Even without specific conversations, children pick up signals. The bulk of communication about money is nonverbal, says Jon Gallo, a Los Angeles estate planner for wealthy families.
"It's what you do, how you behave," he says. "Do the parents play credit-card roulette - max out one, use another? That's sending a message to the children about how to behave with money."
He suggests that parents take advantage of "teachable times" that occur daily. A 4-year-old can put money in a parking meter, for example. Children can also pay for items at the grocery store.
As Pearl considered ways to help her son change his cavalier attitude toward money, she gave him incentives to save by encouraging him to think about something special he wanted to buy. "I said, 'If you save this amount, this is how long it will take you to earn it.' "
When he was 10, he saved for a year and a half to buy an electric guitar. Calling it "a tremendous accomplishment," Pearl says, "I would have robbed him of the achievement he felt if I had bought it for him."
Still, Pearl, the author of "Kids and Money," does not pretend that these lessons are simple. "You can't walk out the door without being bombarded with ads. The message is buy, buy, buy. Parents are the only place where these messages can be countered."
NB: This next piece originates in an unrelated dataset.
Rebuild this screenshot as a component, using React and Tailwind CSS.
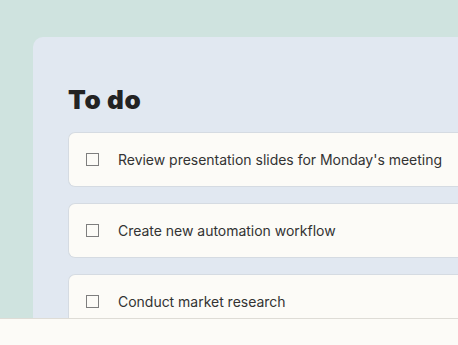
const tasks = [
  "Review presentation slides for Monday's meeting",
  "Create new automation workflow",
  "Conduct market research",
];

export default function App() {
  return (
    <div className="relative h-[345px] w-[458px] overflow-hidden bg-[#cfe3df] font-['Inter',sans-serif]">
      <div className="ml-[33px] mt-[37px] h-[281px] rounded-tl-[10px] bg-[#e1e8f1] pl-[35px] pt-[47px]">
        <h1 className="text-[26px] leading-[32px] font-black tracking-[0.6px] text-[#232323]">
          To do
        </h1>
        <div className="mt-[16px] flex flex-col gap-[16px]">
          {tasks.map((t) => (
            <div
              key={t}
              className="flex h-[55px] w-[420px] items-center rounded-l-[7px] border border-r-0 border-[#d5dbe2] bg-[#fcfbf7] pb-[1px] pl-[17px]"
            >
              <span className="h-[13px] w-[13px] shrink-0 border-[1.5px] border-[#7e7e7e]"></span>
              <span className="ml-[19px] whitespace-nowrap text-[14px] tracking-[-0.02px] text-[#333333]">{t}</span>
            </div>
          ))}
        </div>
      </div>
      <div className="absolute bottom-0 left-0 h-[27px] w-full border-t border-[#dedcd6] bg-[#fcfbf7]"></div>
    </div>
  );
}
Saving isn't the only skill parents must teach. Children and teenagers also need to learn how to spend wisely. "If you have a kid who's hoarding money, parents may think that's great," Pearl says. But if parents don't help them achieve a balance between saving and spending, that could create problems if they marry someone who spends excessively. Equally essential are lessons in giving - learning the importance of charitable contributions.
Pearl also believes in letting children make mistakes when they spend. Rather than saying, "I told you so," she says, ask them, "How would you do it differently today?"
Ms. Staton also finds value in giving children early experience in paying penalties. "If they don't get a video rental back on time, they pay the fine. They feel that's punitive, but in the long term, it's a small penalty. When they're older and they miss a car payment or a house payment, they get a penalty, and it affects their credit rating."
Ellen Weiss of Lake Zurich, Ill., started early to teach her son and daughter about money. As soon as they were old enough to write their name with a fat pencil, she took them to get a passbook savings account. She also makes a practice of handing over their allowances in the bank lobby, where she asks, "How much are you depositing?"
The training has paid off. Max, now 11, and Stephanie, 14, keep close track of their savings-account balances. "They probably can tell you to within a dollar what's in there," says Ms. Weiss. This year Stephanie withdrew $800 to help pay for an eighth-grade class trip to Germany.
As one way of emphasizing that even small amounts of money have value, Weiss keeps a change jar in the kitchen. If she finds money around the house - a pile of coins on top of the dryer, for instance - she puts it in the jar. That becomes "souvenir money" for a trip. Over seven months, the jar might add up to $18 or so. "One time it really surprised them by going over $30," she says.
Many students face temptation to spend at every turn. College freshmen receive an average of eight credit-card solicitations the first week of school, according to Godfrey. Without proper instruction, she warns, "It's like handing the keys to a car to a child and saying, 'Go figure it out as you're driving.' None of us would do that. Why would we hand them a financial vehicle and expect them to figure it out? We need to be involved in that process."
To give parents added support, financial institutions are stepping in to help with education. PNC Bank in Pittsburgh is offering two half-hour courses for freshmen during orientation week at area universities this month. Students learn the basics of budgeting, reconciling a checking account, and using credit wisely. They also discuss the consequences of not paying bills on time.
"This electronic generation knows how to get cash easily out of ATMs, but not how to manage their finances and control their cash," says Lila Batz-Krause, executive vice president of PNC Bank. Some students even lend their ATM cards and PIN numbers to friends.
At KeyBank in Cleveland, high school students 16 and over can open a free checking account with a parent. At 18, the student can take the parent's name off. The account limits the possibility of overdrafts. If students do overdraw, penalties are less severe than those on standard accounts.
The bank also encourages parents to give students a prepaid debit card. "If you want them to have only $100, that's all you load in," says Dan Ryder, a bank vice president.
Other financial experts underscore the importance of such guidance. Money is the No. 1 cause of divorce, Pearl notes. By teaching children to be responsible and values-based in using money, she says, parents accomplish a dual purpose: They help offspring to be financially successful, and they help ensure that money won't be a big problem in their relationships.
Calling financial literacy "a solvable problem," Godfrey tells parents, "You just have to commit yourselves. You have to start teaching the concept of finite. 'No' is a very important word for parents to learn."